Dialogue interpoétique à partir d’un vers de Paul Celan par Yves Namur et Jean-Marie Corbusier : approche courageuse des abysses.


Le principe de cette petite collection : deux poètes s’entre-répondent (leurs strophes respectives alternent, l’écriture de chacun relancée par sa dernière lecture de l’autre) sur un thème (ici, ce que devient et ce que vaut l’acte d’écrire) lancé par l’un, accompagné et incurvé par l’autre, vers quelque chose qu’ils découvrent à mesure et ensemble.

La question est donc tout de suite : que peuvent donc deux poètes l’un pour l’autre (qu’un seul ne pourrait ni pour lui-même ni pour les autres ; que deux danseurs, ou deux musiciens, ou même deux clowns n’obtiendraient pourtant pas semblablement d’eux-mêmes ; qui puisse aussi intéresser et instruire le lecteur de ce dialogue d’écrits ; dont, enfin, l’entre-composition, pacifique et résolue à la fois, les occupe exclusivement en poètes – et non en essayistes, en critiques, en théoriciens, en camarades mêmes … qu’ils sont ou pourraient être par ailleurs, mais qu’ils ont soigneusement laissé sur le seuil de leur rencontre) ?

Chacun, comme dans un dialogue vivant, acceptant d’être modifié dans ce qu’il en comprend, comme de faire avec ce qui lui échappe, c’est-à-dire se servant – comme dit Valéry – de la « machine à vivre » de l’autre, au détriment comme au profit de la sienne propre. Deux inspirations se serrant sans discontinuer la main, quoi de plus risqué et loyal (ou ardu et fécond) à la fois ?

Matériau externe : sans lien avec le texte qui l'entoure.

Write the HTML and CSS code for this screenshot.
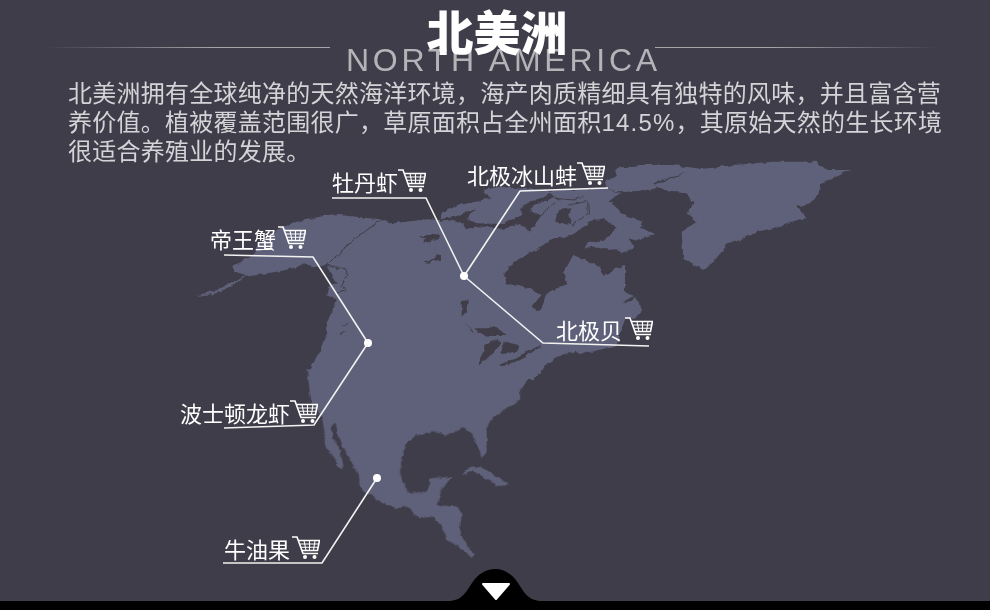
FILE: index.html
```html
<!DOCTYPE html>
<html lang="zh">
<head>
<meta charset="utf-8">
<title>北美洲</title>
<link rel="stylesheet" href="styles.css">
</head>
<body>
<svg width="0" height="0" class="defs">
  <filter id="rough" x="-5%" y="-5%" width="110%" height="110%">
    <feTurbulence type="fractalNoise" baseFrequency="0.16" numOctaves="2" seed="4"/>
    <feDisplacementMap in="SourceGraphic" scale="4.5" xChannelSelector="R" yChannelSelector="G"/>
  </filter>
  <symbol id="cart" viewBox="0 0 28 24">
    <path class="cart-line" d="M0 1 H5 L11 17.5 H26"/>
    <path class="cart-line" d="M6 4.5 H27.5 L25.5 14.5 H9.5"/>
    <path class="cart-line thin" d="M7.5 8 H27 M8.5 11.3 H26 M12 4.5 L14 14.5 M17.5 4.5 V14.5 M23 4.5 L21.5 14.5"/>
    <circle class="cart-wheel" cx="13" cy="21" r="2"/>
    <circle class="cart-wheel" cx="22.5" cy="21" r="2"/>
  </symbol>
</svg>
<main class="page">
  <svg class="map" viewBox="0 0 990 610" width="990" height="610" aria-hidden="true">
    <g class="coast">
    <g transform="translate(180 160) scale(.33333)">
      <path class="land" d="M45 408 L110 390 180 358 197 345 165 335 160 318 190 300 215 290 225 270 265 225 300 205 350 185 400 175 430 168 480 165 540 172 600 178 630 190 680 185 740 178 790 180 990 180 990 660 380 660 400 610 420 570 442 515 440 485 465 440 470 418 440 402 445 380 470 372 440 315 400 322 370 310 340 325 290 335 230 345 197 350 150 382 100 402 Z"/>
      <path class="gap" d="M605 178 L520 240 440 315"/>
      <path class="gap" d="M440 315 L470 325 495 325 500 345 485 375 495 390 470 400"/>
      <path class="gap" d="M481 525 L495 510 M490 500 L500 488"/>
      <path class="sea" d="M715 230 L760 222 800 225 770 235 745 250 725 245 740 238Z"/>
      <path class="sea" d="M730 305 L765 295 770 283 800 290 845 280 810 292 775 300 745 308Z"/>
    </g>
    <g transform="translate(440 160) scale(.33333)">
      <path class="land" d="M10 155 L60 135 105 125 155 112 130 100 125 90 180 80 225 85 340 92 380 90 500 85 540 100 505 125 510 125 560 170 610 185 600 200 645 225 590 240 565 235 585 265 545 278 540 290 555 315 555 395 580 410 600 430 605 455 590 472 555 478 530 555 420 585 410 572 350 590 305 630 280 660 0 660 0 180Z"/>
      <path class="land" d="M525 25 L600 15 700 15 790 28 720 42 640 70 655 85 600 92 540 97 500 85 495 65 530 45Z"/>
      <path class="land" d="M760 30 L880 15 1000 5 1130 5 1160 30 1230 30 1140 70 1145 90 1110 130 1070 140 1100 175 1000 205 950 215 880 245 860 250 850 270 800 328 770 320 730 295 725 215 770 185 740 160 760 130 740 100 690 95 640 75 720 45Z"/>
      <path class="sea" d="M0 178 L45 170 105 145 82 176 110 190 190 192 240 165 245 140 272 140 272 155 305 165 270 215 240 192 190 207 110 198 80 207 72 190 40 180 0 185Z"/>
      <path class="sea" d="M245 140 L270 125 300 115 330 98 345 112 300 128 272 142Z"/>
      <path class="sea" d="M345 185 L355 150 395 145 385 165 395 195 370 190Z"/>
      <path class="gap" d="M303 165 L345 128 M345 115 L400 120 430 110 M385 135 L440 125 M443 128 L445 160 395 198"/>
      <path class="sea" d="M190 340 L235 298 290 270 330 240 390 228 445 195 440 185 490 175 530 205 490 240 440 250 435 262 500 265 535 272 548 295 562 310 490 347 480 320 400 285 370 340 382 370 318 402 305 445 285 455 278 435 305 405 265 385 200 370Z"/>
      <path class="sea" d="M550 428 L570 415 598 405 575 422Z"/>
      <path class="sea" d="M100 505 L140 505 165 498 200 525 170 525 140 530Z"/>
      <path class="sea" d="M115 615 L135 555 170 540 185 548 165 575 135 600Z"/>
      <path class="sea" d="M180 580 L195 545 235 555 235 570 190 585Z"/>
      <path class="sea" d="M175 615 L230 595 290 560 305 558 240 600 185 618Z"/>
      <path class="sea" d="M65 425 L85 418 75 470 65 470Z"/>
      <path class="gap" d="M75 490 L100 515"/>
    </g>
    <g transform="translate(170 370) scale(.33333)">
      <path class="land" d="M410 -5 L420 70 425 100 455 140 465 195 460 210 490 265 515 300 520 285 510 240 490 205 482 170 497 158 505 205 530 250 548 280 565 320 565 345 590 370 630 395 680 415 710 410 750 445 790 440 810 465 835 510 860 525 900 560 915 555 880 510 870 480 875 430 860 410 800 405 815 360 845 320 780 325 770 365 720 370 705 350 690 310 695 260 710 220 740 195 800 185 825 195 880 175 905 190 935 265 950 240 950 180 960 150 1050 90 1050 60 1100 -5 Z"/>
      <path class="land" d="M875 315 L900 290 930 290 980 320 1020 345 975 348 960 330 910 305Z"/>
    </g>
    </g>
    <polyline class="lead" points="332,198 426,198 464,276"/>
    <polyline class="lead" points="608,188 520,191 464,276"/>
    <polyline class="lead" points="649,346 543,343 464,276"/>
    <polyline class="lead" points="224,255 313,257 368,343"/>
    <polyline class="lead" points="224,428 314,425 368,343"/>
    <polyline class="lead" points="223,563 322,563 377,478"/>
    <circle class="dot" cx="464" cy="276" r="4"/>
    <circle class="dot" cx="368" cy="343" r="4"/>
    <circle class="dot" cx="377" cy="478" r="4"/>
  </svg>

  <header class="head">
    <h1 class="title">北美洲</h1>
    <div class="sub-row">
      <span class="rule rule-left"></span>
      <span class="sub">NORTH AMERICA</span>
      <span class="rule rule-right"></span>
    </div>
    <p class="intro">北美洲拥有全球纯净的天然海洋环境，海产肉质精细具有独特的风味，并且富含营养价值。植被覆盖范围很广，草原面积占全州面积<span class="num">14.5%</span>，其原始天然的生长环境很适合养殖业的发展。</p>
  </header>

  <div class="stage">
    <a class="pin pin-shrimp">牡丹虾<svg class="cart"><use href="#cart"/></svg></a>
    <a class="pin pin-clam">北极冰山蚌<svg class="cart"><use href="#cart"/></svg></a>
    <a class="pin pin-crab">帝王蟹<svg class="cart"><use href="#cart"/></svg></a>
    <a class="pin pin-scallop">北极贝<svg class="cart"><use href="#cart"/></svg></a>
    <a class="pin pin-lobster">波士顿龙虾<svg class="cart"><use href="#cart"/></svg></a>
    <a class="pin pin-avocado">牛油果<svg class="cart"><use href="#cart"/></svg></a>
  </div>

  <footer class="bar">
    <svg class="bump" viewBox="0 0 94 33" width="94" height="33" aria-hidden="true">
      <path class="bump-fill" d="M0 32 C14 32 18 23 24 14 C30 5 38 0 47 0 C56 0 64 5 70 14 C76 23 80 32 94 32 V33 H0Z"/>
      <path class="bump-arrow" d="M35 15 H61 L48 30Z"/>
    </svg>
  </footer>
</main>
</body>
</html>
```

FILE: styles.css
```css
* { box-sizing: border-box; }
html, body { margin: 0; padding: 0; }
body { background: #3f3d49; overflow: hidden; }
.defs { position: absolute; }

.page {
  position: relative;
  width: 990px;
  height: 610px;
  display: flex;
  flex-direction: column;
  background: #3f3d49;
  font-family: "Liberation Sans", "Noto Sans CJK SC", sans-serif;
  overflow: hidden;
}

.map { position: absolute; left: 0; top: 0; }
.coast { filter: url(#rough); }
.land { fill: #5f6179; }
.sea { fill: #3f3d49; }
.gap { fill: none; stroke: #3f3d49; stroke-width: 3; }
.lead { fill: none; stroke: #f2f2f2; stroke-width: 1.6; }
.dot { fill: #fff; }

.head { position: relative; padding-top: 7px; height: 165px; flex: none; }
.title {
  position: relative;
  z-index: 2;
  margin: 0 0 -6px;
  font-family: "Noto Sans CJK SC", sans-serif;
  font-size: 47px;
  line-height: 46px;
  font-weight: 900;
  text-align: center;
  color: #fff;
  padding-left: 4px;
}
.sub-row {
  display: flex;
  height: 26px;
  padding-left: 46px;
}
.rule { display: block; width: 284px; height: 1px; flex: none; }
.rule-left { background: linear-gradient(90deg, rgba(170,170,175,0), #a5a5aa 60%); }
.rule-right { background: linear-gradient(90deg, #a5a5aa 40%, rgba(170,170,175,0)); }
.sub {
  flex: none;
  width: 325px;
  padding-left: 16px;
  font-size: 32px;
  line-height: 26px;
  letter-spacing: 3.75px;
  color: #b4b4b8;
  white-space: nowrap;
}
.intro {
  margin: 6px 0 0 68px;
  width: 880px;
  font-size: 24px;
  line-height: 29px;
  letter-spacing: .25px;
  color: #d4d4d8;
}
.num { letter-spacing: 1.2px; }

.stage { flex: 1; }
.pin {
  position: absolute;
  display: flex;
  align-items: center;
  font-family: "Noto Sans CJK SC", sans-serif;
  font-size: 22px;
  line-height: 28px;
  color: #fff;
  white-space: nowrap;
}
.cart { width: 28px; height: 24px; flex: none; }
.cart-line { fill: none; stroke: #fff; stroke-width: 1.6; }
.cart-line.thin { stroke-width: 1.1; }
.cart-wheel { fill: #fff; }

.pin-shrimp { left: 332px; top: 167px; }
.pin-clam { left: 467px; top: 160px; }
.pin-crab { left: 210px; top: 224px; }
.pin-scallop { left: 556px; top: 315px; }
.pin-lobster { left: 180px; top: 398px; }
.pin-avocado { left: 224px; top: 534px; }
.pin-avocado .cart, .pin-crab .cart { margin-left: 2px; }
.pin-scallop .cart { margin-left: 3px; }

.bar { position: relative; height: 9px; flex: none; background: #000; }
.bump { position: absolute; left: 448px; top: -32px; display: block; }
.bump-fill { fill: #000; }
.bump-arrow { fill: #fff; stroke: #fff; stroke-width: 2; stroke-linejoin: round; }
```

Deux poètes de même génération, septuagénaires – qui ont donc connu le monde qui a formé l’autre, et dont chacun sait ce que vivre lui a été. Jean-Marie Corbusier, peut-être plus sérieux, plus justicier, plus solitaire, plus contemplatif – un pianiste qui tremperait Giono dans de l’expressionnisme abstrait –, et Yves Namur plus joueur, plus accommodant, plus sociable, plus praticien ou manieur de faits et de choses – un médecin soucieux de la santé du réel, qui en palperait les traces par insistants chatouillis –, mais les deux aussi lucides (peu disponibles au mensonge, ne quittant guère des tempes l’avancée de la mort) et aussi profonds (arrimés au mystère tant que celui-ci reste formulable, et comme respectueux du vertige de l’autre). Et les deux, que leur œuvre prédispose à méditer utilement (l’un par l’autre, pour nous) ce thème ainsi choisi chez Paul Celan (« l’écrit se creuse »), Corbusier parce que sa poésie est fidèle à ce qu’il énonce de la poésie en général (« une écoute du chant du monde devenu mots »), Namur parce que sa fidélité personnelle à l’esprit de Celan (« creuser le malheur ») a, naturellement, la patience et la vigilante et bien informée solidarité du médecin qu’il reste, comme le disait par exemple sa récente Nuit Amère : « creuse jusqu’où le cœur des obscurs est allé un jour » (p.12).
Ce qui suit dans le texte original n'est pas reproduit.